In March 2005 a
small group of nuns from the Cistercian Monastery of Valserena in Tuscany moved
to Aleppo, Syria, to found a new monastic community there. The nuns were
inspired to take up the legacy of seven monks who were martyred in 1997 in
Tibhirine, Algeria. The sisters wanted to follow the example set by these men,
who had totally dedicated their lives to God and to their beloved Algerian
neighbors, both Christian and Muslim.
guiding Scripture is John 10:16: “There are other sheep I have that are not of
this fold, and I must led these too. They too will listen to my voice.”
Once they had
settled in Aleppo, with the blessing of both the Latin Apostolic Vicar and the
Maronite bishop of Tartous, the sisters gained a new awareness of the
importance of helping Christian Arabs remain in the Middle East, as well as a respect
for the diversity of their traditions. Their project was, and continues to be, establishing
a permanent monastery on the land they bought near the Syrian border with
Lebanon, in a Maronite village named Azeir, atop a hill, far from the big
cities.
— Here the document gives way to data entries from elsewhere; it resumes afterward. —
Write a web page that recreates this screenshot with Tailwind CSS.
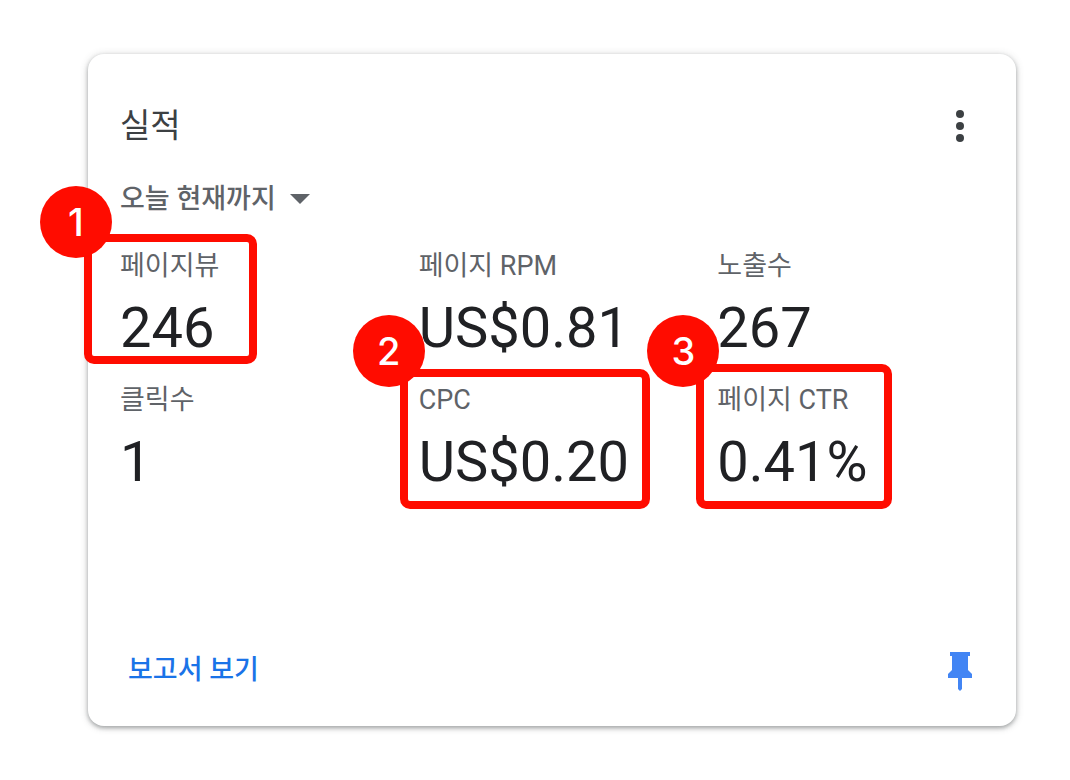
<!DOCTYPE html>
<html lang="ko">
<head>
    <meta charset="UTF-8">
    <meta name="viewport" content="width=device-width, initial-scale=1.0">
    <title>실적</title>
    <script src="https://cdn.jsdelivr.net/npm/@tailwindcss/browser@4"></script>
</head>
<body class="bg-white font-[Roboto,'Noto_Sans_CJK_KR',sans-serif]">
    <main class="pl-[88px] pr-[54px] py-[54px]">
        <section class="bg-white rounded-2xl shadow-[0_2px_4px_rgba(60,64,67,0.4),0_1px_8px_rgba(60,64,67,0.2)] pl-8 pt-12 pb-8">
            <!-- Header -->
            <div class="flex items-center justify-between h-12 pr-8">
                <h1 class="text-[33px] leading-[48px] text-[#3c4043]">실적</h1>
                <button type="button" aria-label="메뉴" class="w-12 h-12">
                    <svg class="w-12 h-12" viewBox="0 0 48 48" fill="#3c4043">
                        <circle cx="24" cy="12" r="4"/>
                        <circle cx="24" cy="24" r="4"/>
                        <circle cx="24" cy="36" r="4"/>
                    </svg>
                </button>
            </div>

            <!-- Date range -->
            <div class="relative w-fit h-12 mt-6">
                <select aria-label="기간" class="appearance-none bg-transparent h-12 pt-[2px] pr-[34px] text-[27px] font-medium text-[#5f6368]">
                    <option>오늘 현재까지</option>
                </select>
                <svg class="absolute right-0 top-5 w-5 h-[10px] pointer-events-none" viewBox="0 0 20 10" fill="#5f6368">
                    <path d="M0 0h20L10 10z"/>
                </svg>
            </div>

            <!-- Metrics -->
            <dl class="grid grid-cols-3 gap-y-[22px] mt-[26px]">
                <div class="relative">
                    <dt class="text-[27px] leading-9 text-[#5f6368]">페이지뷰</dt>
                    <dd class="mt-3 text-[56px] leading-[64px] text-[#202124]">246</dd>
                    <div class="absolute -left-9 -top-[14px] w-[173px] h-[130px] border-8 border-[#ff0c00] rounded-[10px]"></div>
                    <span class="absolute -left-20 -top-[62px] size-[72px] flex items-center justify-center rounded-full bg-[#ff0c00] text-white text-[38px] font-medium font-[Inter,sans-serif]">1</span>
                </div>
                <div>
                    <dt class="text-[27px] leading-9 text-[#5f6368]">페이지 RPM</dt>
                    <dd class="mt-3 text-[56px] leading-[64px] text-[#202124]">US$0.81</dd>
                </div>
                <div>
                    <dt class="text-[27px] leading-9 text-[#5f6368]">노출수</dt>
                    <dd class="mt-3 text-[56px] leading-[64px] text-[#202124]">267</dd>
                </div>
                <div>
                    <dt class="text-[27px] leading-9 text-[#5f6368]">클릭수</dt>
                    <dd class="mt-3 text-[56px] leading-[64px] text-[#202124]">1</dd>
                </div>
                <div class="relative">
                    <dt class="text-[27px] leading-9 text-[#5f6368]">CPC</dt>
                    <dd class="mt-3 text-[56px] leading-[64px] text-[#202124]">US$0.20</dd>
                    <div class="absolute -left-[19px] -top-[13px] w-[250px] h-[140px] border-8 border-[#ff0c00] rounded-[10px]"></div>
                    <span class="absolute -left-[66px] -top-[67px] size-[72px] flex items-center justify-center rounded-full bg-[#ff0c00] text-white text-[38px] font-medium font-[Inter,sans-serif]">2</span>
                </div>
                <div class="relative">
                    <dt class="text-[27px] leading-9 text-[#5f6368]">페이지 CTR</dt>
                    <dd class="mt-3 text-[56px] leading-[64px] text-[#202124]">0.41%</dd>
                    <div class="absolute -left-[21px] -top-[18px] w-[196px] h-[145px] border-8 border-[#ff0c00] rounded-[10px]"></div>
                    <span class="absolute -left-[70px] -top-[67px] size-[72px] flex items-center justify-center rounded-full bg-[#ff0c00] text-white text-[38px] font-medium font-[Inter,sans-serif]">3</span>
                </div>
            </dl>

            <!-- Footer -->
            <div class="flex items-center justify-between mt-[152px] pl-2 pr-8">
                <a href="#" class="text-[27px] leading-[48px] font-medium text-[#1a73e8]">보고서 보기</a>
                <button type="button" aria-label="고정" class="w-12 h-12">
                    <svg class="w-12 h-12" viewBox="0 0 48 48" fill="#4285f4">
                        <path d="M14 6h20v4h-2v14l4 4v4H26v11l-2 2-2-2V32H12v-4l4-4V10h-2z"/>
                    </svg>
                </button>
            </div>
        </section>
    </main>
</body>
</html>
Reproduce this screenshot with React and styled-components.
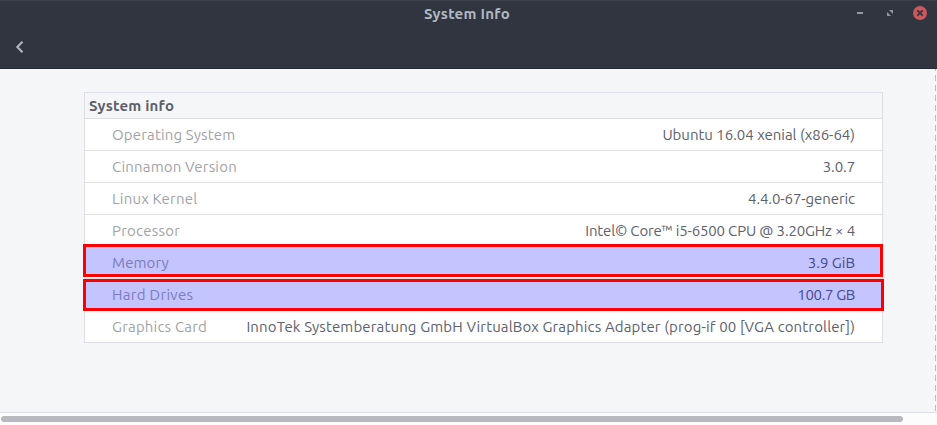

The monastery is at the service
of isolated Christian communities, in a land which is predominantly Muslim but which
is home to the most ancient of Christian traditions.
To the sisters,
Syria represents the meeting place of East and West, the place where
Christianity began and then spread to Asia Minor, Greece, Rome, and then
Armenia and Indiaall the way to China, with saints such as such as Afraate,
Ephraim, Cyrus, Simeon Protostilite, Maron, Isaac of Niniveh, and others who
followed in their footsteps, such as John Chrysostom and John Damascene.
It is this
tradition the sisters wish to honor and perpetuate, persevering in their
mission despite the fear and the hardship: to
keep the monastery going and provide those who desire it with a chance to
spend a few days there, with a church to go to.
These nuns have
been providing a much-needed independent perspective on the tumultuous events
going on inside Syria, in eye-witness reports published on their website and in
the Italian bishops’ newspaper, Avvenire.
Here is a
translation of a letter written on the 29th of August, in which the sisters
seem to be holding their breath as President Obama deliberated about what, if
any, action would be taken in Syria by the United States.
Today we have no
words, except those of the Psalms that the liturgical prayer puts onto our lips
in these days:
Rebuke the Beast of the Reeds, that herd of bulls, that people of calves…oh
God, scatter the people who delight in war…Yahweh has leaned down from the
heights of his sanctuary, has looked down from heaven to earth to listen to the
sighing of the captive, and set free those condemned to death…Listen, God, to
my voice as I plead, protect my life from fear of the enemy; hide me from the
league of the wicked, from the gang of evil-doers. They sharpen their tongues
like a sword, aim their arrow of poisonous abuse…They support each other in
their evil designs, they discuss how to lay their snares. “Who will see us?”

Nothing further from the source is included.